Je partage totalement ce qu'exprime Dom Maxence Bertrand, prêtre de le communauté Saint Martin, dans le même journal " La Croix " du 24 janvier, p.10 : " La lumière du Christ brille dans nos ténèbres. J'ai expérimenté cette présence forte du Christ par " en bas ", dans certains moments d'épreuve ... Hans Urs von Balthasar, un théologien suisse, disait qu'on pouvait toujours tomber plus bas que soi, mais qu'on ne tombera jamais plus bas que Dieu ".
Conclusion : on n'est jamais prêt quand le malheur arrive, et on ne peut pas le fuir quand il est là. A Auschwitz aussi sûrement, Dieu était présent ; Dieu a aussi été violé et brûlé au Congo, enterré dans les tunnels de Gaza.
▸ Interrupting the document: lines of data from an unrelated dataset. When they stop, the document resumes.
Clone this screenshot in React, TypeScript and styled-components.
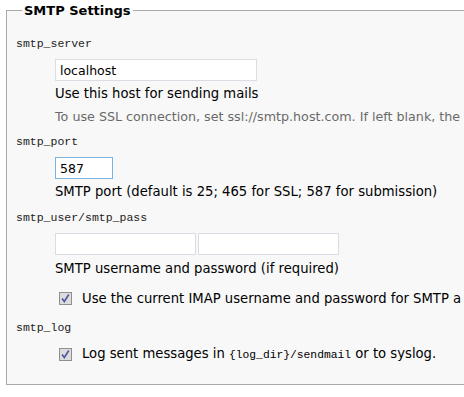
import React from 'react';
import styled, { createGlobalStyle } from 'styled-components';

const GlobalStyle = createGlobalStyle`
  html, body {
    margin: 0;
    padding: 0;
    background: #ffffff;
    overflow: hidden;
  }
  body {
    font-family: "DejaVu Sans", Verdana, sans-serif;
    font-size: 13px;
    color: #000;
  }
`;

const Fieldset = styled.fieldset`
  margin: 3px 0 0 6px;
  width: 520px;
  height: 382px;
  box-sizing: border-box;
  padding: 10px 0 0 9px;
  border: 1px solid #a9a9a9;
  border-right: none;
  background: #f8f8f8;
`;

const Legend = styled.legend`
  font-family: "DejaVu Sans", Verdana, sans-serif;
  font-weight: bold;
  font-size: 13px;
  padding: 0 2px;
  margin-left: 6px;
  color: #000;
`;

const Label = styled.div<{ $mt?: number }>`
  font-family: "Liberation Mono", "Courier New", monospace;
  font-size: 11.5px;
  color: #222;
  height: 14px;
  line-height: 14px;
  margin-top: ${p => p.$mt ?? 0}px;
`;

const Block = styled.div<{ $mt?: number }>`
  padding-left: 39px;
  margin-top: ${p => p.$mt ?? 0}px;
`;

const Inputs = styled.div`
  display: flex;
  gap: 2px;
`;

const Input = styled.input<{ $w: number; $focus?: boolean }>`
  width: ${p => p.$w}px;
  height: 22px;
  box-sizing: border-box;
  border: 1px solid ${p => (p.$focus ? '#7fb2dc' : '#d8dde3')};
  background: #fff;
  font-family: "DejaVu Sans", Verdana, sans-serif;
  font-size: 12.5px;
  color: #000;
  padding: 0 4px;
  margin: 0;
  outline: none;
`;

const Hint = styled.div<{ $gray?: boolean; $mt?: number }>`
  white-space: nowrap;
  color: ${p => (p.$gray ? '#6a6a6a' : '#000')};
  font-size: ${p => (p.$gray ? 12.7 : 13.2)}px;
  line-height: 15px;
  margin-top: ${p => p.$mt ?? 0}px;
`;

const CheckRow = styled.div<{ $mt?: number }>`
  display: flex;
  align-items: center;
  gap: 10px;
  padding-left: 4px;
  white-space: nowrap;
  font-size: 13.2px;
  line-height: 15px;
  margin-top: ${p => p.$mt ?? 0}px;
`;

const Box = styled.span`
  width: 13px;
  height: 13px;
  box-sizing: border-box;
  border: 1px solid #8f8f8f;
  background: #dcdcdc;
  display: inline-flex;
  align-items: center;
  justify-content: center;
  flex: none;
`;

const Code = styled.code`
  font-family: "Liberation Mono", "Courier New", monospace;
  font-size: 11.3px;
`;

const Check = () => (
  <Box>
    <svg width="11" height="11" viewBox="0 0 11 11">
      <path d="M2 5.5 L4.3 8.5 L8.8 1.5" stroke="#4b5aa0" strokeWidth="1.6" fill="none" />
    </svg>
  </Box>
);

export default function App() {
  return (
    <>
      <GlobalStyle />
      <Fieldset>
        <Legend>SMTP Settings</Legend>

        <Label $mt={9}>smtp_server</Label>
        <Block $mt={8}>
          <Input $w={202} defaultValue="localhost" />
          <Hint $mt={5}>Use this host for sending mails</Hint>
          <Hint $gray $mt={8}>
            To use SSL connection, set ssl://smtp.host.com. If left blank, the
          </Hint>
        </Block>

        <Label $mt={11}>smtp_port</Label>
        <Block $mt={8}>
          <Input $w={58} $focus defaultValue="587" />
          <Hint $mt={5}>SMTP port (default is 25; 465 for SSL; 587 for submission)</Hint>
        </Block>

        <Label $mt={12}>smtp_user/smtp_pass</Label>
        <Block $mt={8}>
          <Inputs>
            <Input $w={141} />
            <Input $w={141} />
          </Inputs>
          <Hint $mt={6}>SMTP username and password (if required)</Hint>
          <CheckRow $mt={15}>
            <Check />
            <span>Use the current IMAP username and password for SMTP a</span>
          </CheckRow>
        </Block>

        <Label $mt={15}>smtp_log</Label>
        <Block $mt={11}>
          <CheckRow>
            <Check />
            <span>
              Log sent messages in <Code>{'{log_dir}'}/sendmail</Code> or to syslog.
            </span>
          </CheckRow>
        </Block>
      </Fieldset>
    </>
  );
}
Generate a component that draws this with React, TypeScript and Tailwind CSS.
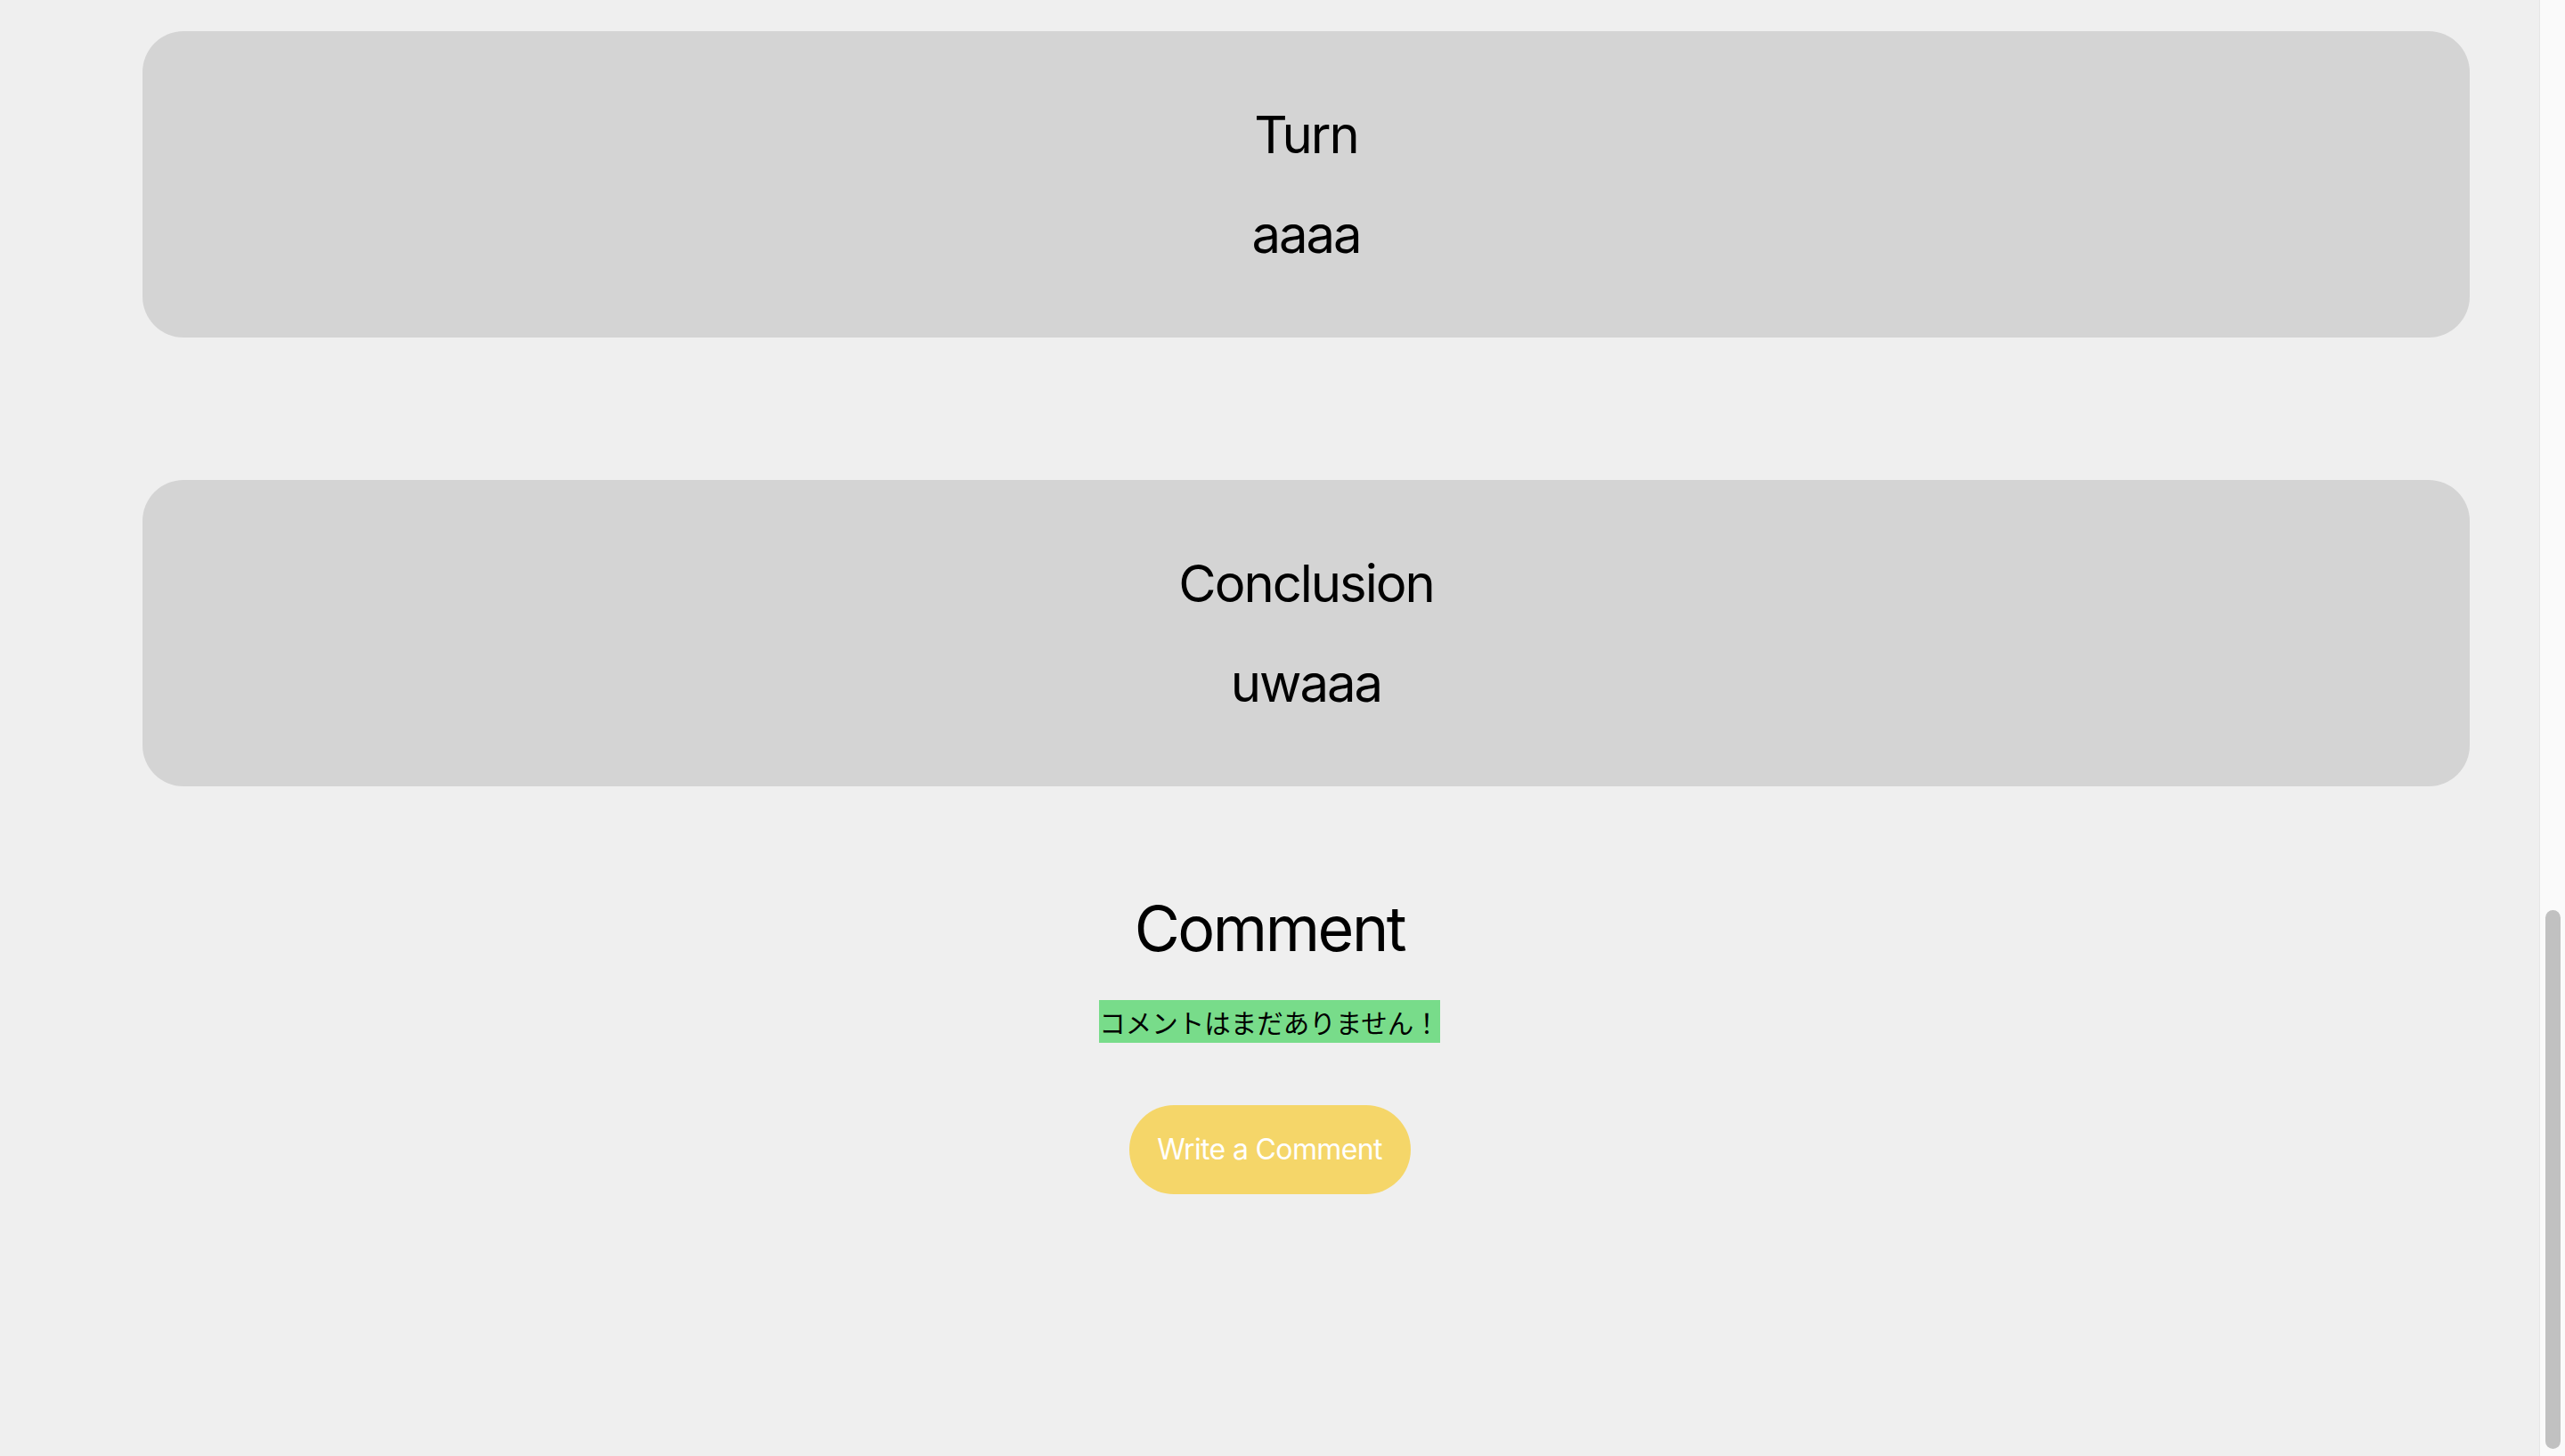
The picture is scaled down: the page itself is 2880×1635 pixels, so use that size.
import React from 'react';

type Section = { title: string; body: string };

const sections: Section[] = [
  { title: 'Turn', body: 'aaaa' },
  { title: 'Conclusion', body: 'uwaaa' },
];

const SectionCard: React.FC<{ section: Section }> = ({ section }) => (
  <div className="ml-[160px] mr-[78px] h-[344px] rounded-[46px] bg-[#d4d4d4] flex flex-col items-center pt-[81px] gap-[42px]">
    <h2 className="text-[58px] leading-[70px] tracking-[-0.035em] text-black">{section.title}</h2>
    <p className="text-[58px] leading-[70px] tracking-[-0.035em] text-black">{section.body}</p>
  </div>
);

export default function App() {
  return (
    <div className="h-[1635px] w-full flex overflow-hidden bg-[#efefef] font-['Inter',sans-serif]">
      <main className="flex-1 flex flex-col pt-[35px]">
        <div className="flex flex-col gap-[160px]">
          {sections.map((s) => (
            <SectionCard key={s.title} section={s} />
          ))}
        </div>

        <section className="flex flex-col items-center mt-[116px]">
          <h2 className="text-[70px] leading-[87px] tracking-[-0.035em] text-black">Comment</h2>
          <p className="mt-[37px] bg-[#78dc8a] h-[48px] leading-[48px] text-[29.5px] text-black font-['Noto_Sans_CJK_JP',sans-serif]">
            コメントはまだありません！
          </p>
          <button className="mt-[70px] h-[100px] w-[316px] rounded-full bg-[#f5d669] text-white text-[32px] tracking-[-0.02em]">
            Write a Comment
          </button>
        </section>
      </main>

      {/* fake scrollbar, page is shown scrolled to the bottom */}
      <div className="w-[29px] border-l border-[#e6e6e6] bg-[#fafafa] flex flex-col pt-[1022px] pb-[8px] pl-[6px] pr-[5px]">
        <div className="flex-1 rounded-full bg-[#c1c1c1]" />
      </div>
    </div>
  );
}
Peut-on encore croire en tout cela ? Seulement si on met du charbon dans la machine, si l'on s'habitue à vivre avec Dieu au long des jours, si on lui dit " me voici " avec confiance à l'aube de chaque matin, avec la même confiance que ces jeunes parents dont le bébé vient d'être amputé d'un bras, mais qui gardent malgré tout l'Espérance.
(texte du Père Olivier GAIGNET enregistré par son ami Jean-François)
1 commentaires:
En contrepoint de ton blog, je vais reprendre une histoire entendue le jour anniversaire de la libération des camps de la mort.
Joann Sfar,
l'auteur entre autres des formidables bandes dessinées du Chat du rabbin,
racontait qu'un groupe de juifs exterminés à Auschwitz se trouvait au Paradis et discutait.
A un moment donné, les hommes éclatent de rire et Dieu leur demande ce qui motive leur hilarité.
Ils lui répondent : "Ça s'est passé dans le camp, Tu ne peux pas comprendre, tu n'y étais pas ...".
Joann Sfar œuvre pour le rapprochement entre les peuples et les religions, mais il a fort à faire, malheureusement, car l'antisémitisme est plus virulent que jamais, en Occident et surtout au Sud de la Méditerranée.